I decided to run this quick project after working a bit with the MALLET topic modeling kit from UMASS-Amherst. While I don’t have a background in text analysis, I found topic modeling proved extremely useful when integrated with other techniques I was more familiar with. The most interesting thing I noticed was that MALLET’s output seemed well suited for network representation. Just as with the DH@Stanford Graph, I felt that if I brought MALLET to bear on a small subject I was familiar with, it would help in my understanding the tool and technique. For my analysis, I chose a small corpus of the Digital Humanities sub-genre of “Humanities Computing / Digital Humanities definition”. Many members of the DH community have tried their hand at explicitly defining Humanities Computing or the Digital Humanities or, if not that, dealing with core issues related to that community as it identifies itself.
I found fifty such texts after a cursory search, followed by a few private requests as well as a quick note to the Humanist mailing list. They range in size and formality from blog posts to peer-reviewed articles and chapters. The authors are faculty, graduate students and staff in academia as well as industry professionals.

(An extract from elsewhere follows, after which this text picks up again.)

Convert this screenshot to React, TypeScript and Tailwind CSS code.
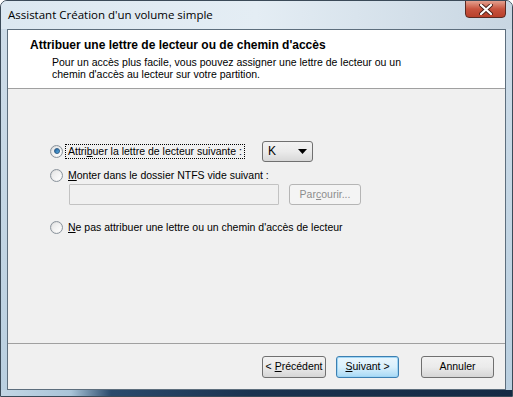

After identifying the texts of this corpus, I ran two drafts of analysis and interpretation of the MALLET end product using Gephi. For the final draft, I loaded the various texts into a MySQL database and cleaned them quite a bit, attempting to replace various words with their lemmas when it seemed applicable. While more sophisticated methods exist, such as part-of-speech tagging or identifying Language Action Types, I wanted this to be an exploration of these two tools and directed toward practical explanations of their method of use, and did not invest heavily on the corpus processing. Still, if I wish I’d been a bit more thorough, and noticed that “tweet” and “tweets” are treated as two separate words, among other errors.
I kept all words that had over 10 instances and any words under 10 instances that were connected to four or more topics. Topic to paper connections are defined as a percentage in the MALLET output, I parametrically created a connection strength for words to topics by dividing the number of that word in that topic by the total number of that word in the corpus (so that if there were 100 instances of “Google” and 13 of those instances were associated to Topic 5, then the Google-to-Topic 5 connection would have a strength or weight of .13). MALLET creates a word-weight output, but in this case I chose to forgo it in favor of the incident percentage.
MALLET will output the following formatted data with the “–output-doc-topics” option:
#doc source topic proportion ...
0 iucn\10004.txt 11 0.13 25 0.1 5 0.09 39 0.08 33 0.05 15 0.04 19 0.04 16 0.04
1 iucn\10005.txt 11 0.24 8 0.13 5 0.13 27 0.09 14 0.04 13 0.04 28 0.03 18 0.03
2 iucn\10006.txt 1 0.15 5 0.13 11 0.08 25 0.07 19 0.07 17 0.07 20 0.07 16 0.06
This indicates the association between a document (column 1 and 2) and a topic (Column 3) and its strength (Column 4). Columns 5 & 6, 7 & 8, 9 & 10, et cetera are progressively lower-ranked associations of that document with the listed topic. So, reading this, Document 0 (“10004.txt”) is associated with Topic 11 with a strength of .13, it’s also associated with Topic 25 with a strength of .1, Topic 5 with a strength of .09, Topic 39 with a strength of .08, &c &c. Please note that this particular output is not from this project (hence the existence of topic numbers >19). These are directly used as the links between topic and document.
MALLET will also output the following with the –word-topic-counts-file option:
0 open 16 45 11 32 4 28 17 4
1 minutes 1 4
2 video 17 27 5 2
3 viral 5 4
4 part 12 93 13 73 2 12 19 5 0 2
5 group 14 34 8 33 7 10 16 1
6 parodies 5 2
7 based 17 56 12 56 1 42 19 24 8 10
8 german 8 7 14 3 6 1
9 austrian 5 1
10 film 16 9 11 5 5 5
In this case, columns 0 and 1 indicate the word, while the next columns are Topic/Instantiation pairs for as many topics as contain instances of that word. Film has 9 instances in Topic 16, 5 instances in Topic 11 and 5 instances in Topic 5.
Transforming this into graph data produces the following:
SOURCE TARGET WEIGHT
`film` `Topic 16` `.47`
`Topic 16` `What Is Digital Humanities and What’s It Doing in English Departments?` `.23`
For the purpose of dealing with this as a Topic Network, I only dealt with topic-to-paper and word-to-topic connections of greater than 10% both for the purposes of manageability and because as Gephi currently exists, it does not take edge weight into account when analyzing communities and so many low-weight connections (known as edges in the parlance of network analysis) was reducing the statistical significance of the identified topic modules.
I present the results in the Topology page, with many visualizations and not too many explanations. It wasn’t my intent to demonstrate that such-and-such’s blog post was more central to so-and-so’s paper, and given the small sample size, the rough preparation and quick implementation, I think of this as an attempt to draw attention to topic network analysis and treatment of topics, words and texts as topologies. Hopefully, you find this as useful and enjoyable as I did.